### Dataset content
● ● ● ● ●

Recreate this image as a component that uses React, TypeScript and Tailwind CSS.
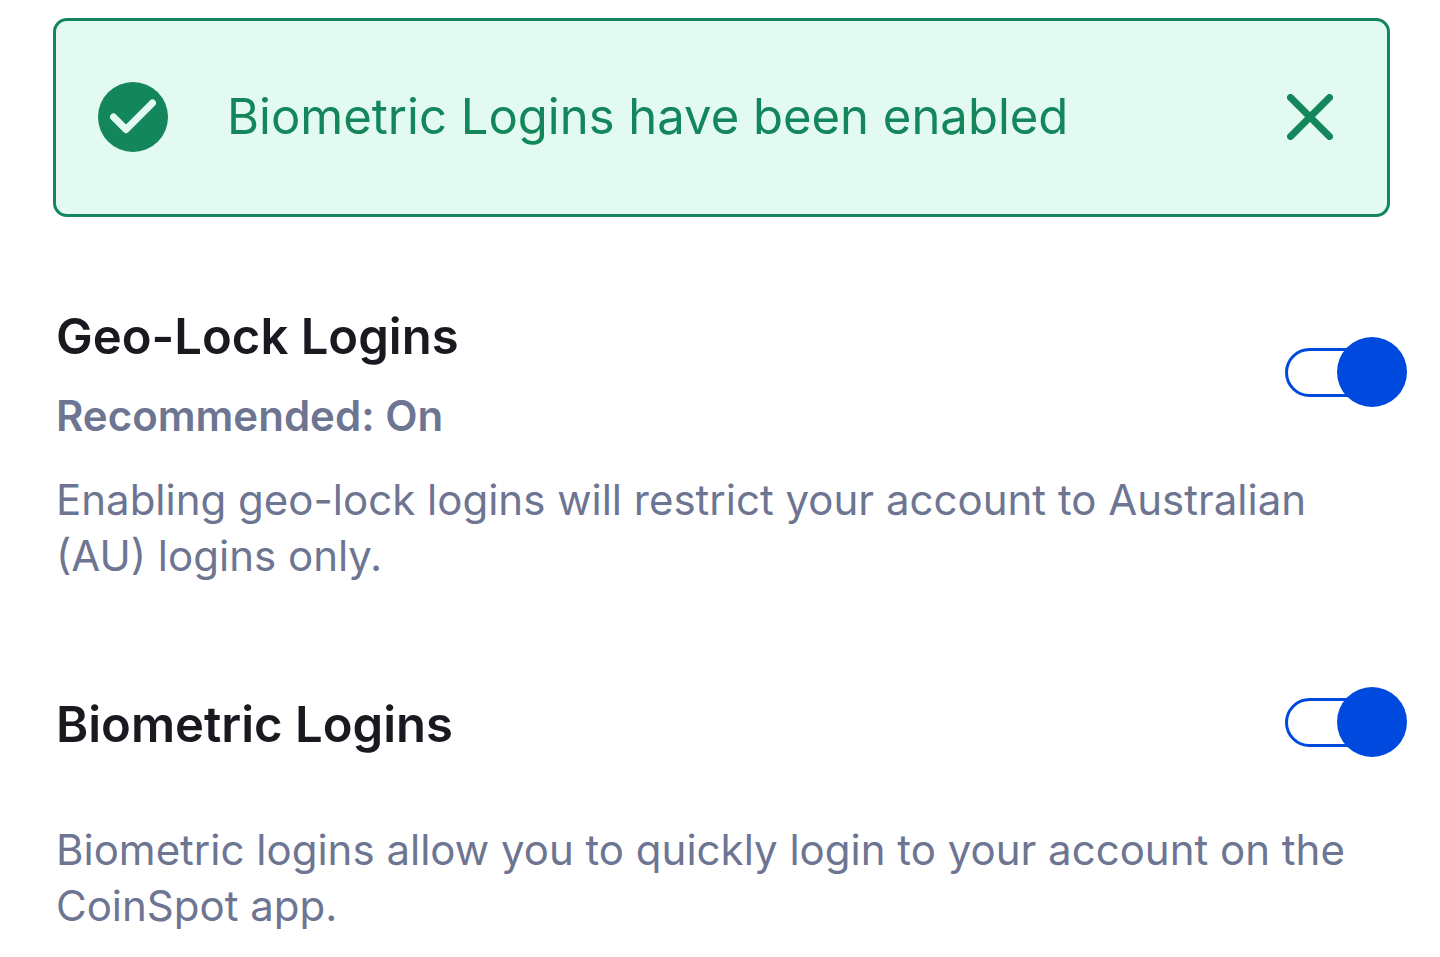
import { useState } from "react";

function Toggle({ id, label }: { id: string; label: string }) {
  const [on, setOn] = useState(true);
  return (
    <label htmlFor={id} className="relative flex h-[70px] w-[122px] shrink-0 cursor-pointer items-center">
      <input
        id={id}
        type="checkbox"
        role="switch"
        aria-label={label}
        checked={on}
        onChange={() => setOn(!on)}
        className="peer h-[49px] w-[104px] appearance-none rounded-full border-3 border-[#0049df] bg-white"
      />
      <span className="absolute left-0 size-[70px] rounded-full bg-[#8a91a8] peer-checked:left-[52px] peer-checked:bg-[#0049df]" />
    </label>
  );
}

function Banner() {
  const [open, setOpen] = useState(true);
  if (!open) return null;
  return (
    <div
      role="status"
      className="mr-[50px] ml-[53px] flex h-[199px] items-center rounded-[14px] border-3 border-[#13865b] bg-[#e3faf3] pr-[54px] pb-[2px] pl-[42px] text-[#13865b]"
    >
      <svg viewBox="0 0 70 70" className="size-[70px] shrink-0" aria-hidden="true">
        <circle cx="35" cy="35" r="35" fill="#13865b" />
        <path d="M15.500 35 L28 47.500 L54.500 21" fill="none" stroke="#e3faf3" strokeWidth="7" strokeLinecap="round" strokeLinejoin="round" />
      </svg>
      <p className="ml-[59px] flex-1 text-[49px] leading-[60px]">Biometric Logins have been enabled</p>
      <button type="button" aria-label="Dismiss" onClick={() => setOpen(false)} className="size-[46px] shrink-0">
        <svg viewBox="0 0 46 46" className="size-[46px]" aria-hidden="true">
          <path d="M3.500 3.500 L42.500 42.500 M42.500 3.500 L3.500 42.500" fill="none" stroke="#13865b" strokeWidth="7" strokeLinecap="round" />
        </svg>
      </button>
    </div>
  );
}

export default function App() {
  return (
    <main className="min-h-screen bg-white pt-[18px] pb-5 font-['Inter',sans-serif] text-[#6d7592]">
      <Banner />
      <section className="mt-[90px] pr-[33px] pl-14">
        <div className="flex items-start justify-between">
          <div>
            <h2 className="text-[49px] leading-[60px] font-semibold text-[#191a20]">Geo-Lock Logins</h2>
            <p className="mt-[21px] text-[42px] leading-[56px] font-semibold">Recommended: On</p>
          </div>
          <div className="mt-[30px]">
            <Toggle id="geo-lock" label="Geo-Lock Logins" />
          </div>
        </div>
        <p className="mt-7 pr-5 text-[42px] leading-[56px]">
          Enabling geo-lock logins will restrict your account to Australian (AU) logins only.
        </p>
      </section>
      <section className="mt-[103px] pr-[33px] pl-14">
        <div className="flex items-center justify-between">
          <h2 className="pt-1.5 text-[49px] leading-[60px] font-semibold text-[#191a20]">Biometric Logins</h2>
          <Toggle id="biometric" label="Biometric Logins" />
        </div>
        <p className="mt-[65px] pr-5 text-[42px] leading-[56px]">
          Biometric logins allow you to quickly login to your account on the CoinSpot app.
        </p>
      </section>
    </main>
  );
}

● ● ● ● ●

### Set exercise
Leaving out the pictures, repeat the data above exactly.

### Exercise response
Recreate this image as a component that uses React, TypeScript and Tailwind CSS.
import { useState } from "react";

function Toggle({ id, label }: { id: string; label: string }) {
  const [on, setOn] = useState(true);
  return (
    <label htmlFor={id} className="relative flex h-[70px] w-[122px] shrink-0 cursor-pointer items-center">
      <input
        id={id}
        type="checkbox"
        role="switch"
        aria-label={label}
        checked={on}
        onChange={() => setOn(!on)}
        className="peer h-[49px] w-[104px] appearance-none rounded-full border-3 border-[#0049df] bg-white"
      />
      <span className="absolute left-0 size-[70px] rounded-full bg-[#8a91a8] peer-checked:left-[52px] peer-checked:bg-[#0049df]" />
    </label>
  );
}

function Banner() {
  const [open, setOpen] = useState(true);
  if (!open) return null;
  return (
    <div
      role="status"
      className="mr-[50px] ml-[53px] flex h-[199px] items-center rounded-[14px] border-3 border-[#13865b] bg-[#e3faf3] pr-[54px] pb-[2px] pl-[42px] text-[#13865b]"
    >
      <svg viewBox="0 0 70 70" className="size-[70px] shrink-0" aria-hidden="true">
        <circle cx="35" cy="35" r="35" fill="#13865b" />
        <path d="M15.500 35 L28 47.500 L54.500 21" fill="none" stroke="#e3faf3" strokeWidth="7" strokeLinecap="round" strokeLinejoin="round" />
      </svg>
      <p className="ml-[59px] flex-1 text-[49px] leading-[60px]">Biometric Logins have been enabled</p>
      <button type="button" aria-label="Dismiss" onClick={() => setOpen(false)} className="size-[46px] shrink-0">
        <svg viewBox="0 0 46 46" className="size-[46px]" aria-hidden="true">
          <path d="M3.500 3.500 L42.500 42.500 M42.500 3.500 L3.500 42.500" fill="none" stroke="#13865b" strokeWidth="7" strokeLinecap="round" />
        </svg>
      </button>
    </div>
  );
}

export default function App() {
  return (
    <main className="min-h-screen bg-white pt-[18px] pb-5 font-['Inter',sans-serif] text-[#6d7592]">
      <Banner />
      <section className="mt-[90px] pr-[33px] pl-14">
        <div className="flex items-start justify-between">
          <div>
            <h2 className="text-[49px] leading-[60px] font-semibold text-[#191a20]">Geo-Lock Logins</h2>
            <p className="mt-[21px] text-[42px] leading-[56px] font-semibold">Recommended: On</p>
          </div>
          <div className="mt-[30px]">
            <Toggle id="geo-lock" label="Geo-Lock Logins" />
          </div>
        </div>
        <p className="mt-7 pr-5 text-[42px] leading-[56px]">
          Enabling geo-lock logins will restrict your account to Australian (AU) logins only.
        </p>
      </section>
      <section className="mt-[103px] pr-[33px] pl-14">
        <div className="flex items-center justify-between">
          <h2 className="pt-1.5 text-[49px] leading-[60px] font-semibold text-[#191a20]">Biometric Logins</h2>
          <Toggle id="biometric" label="Biometric Logins" />
        </div>
        <p className="mt-[65px] pr-5 text-[42px] leading-[56px]">
          Biometric logins allow you to quickly login to your account on the CoinSpot app.
        </p>
      </section>
    </main>
  );
}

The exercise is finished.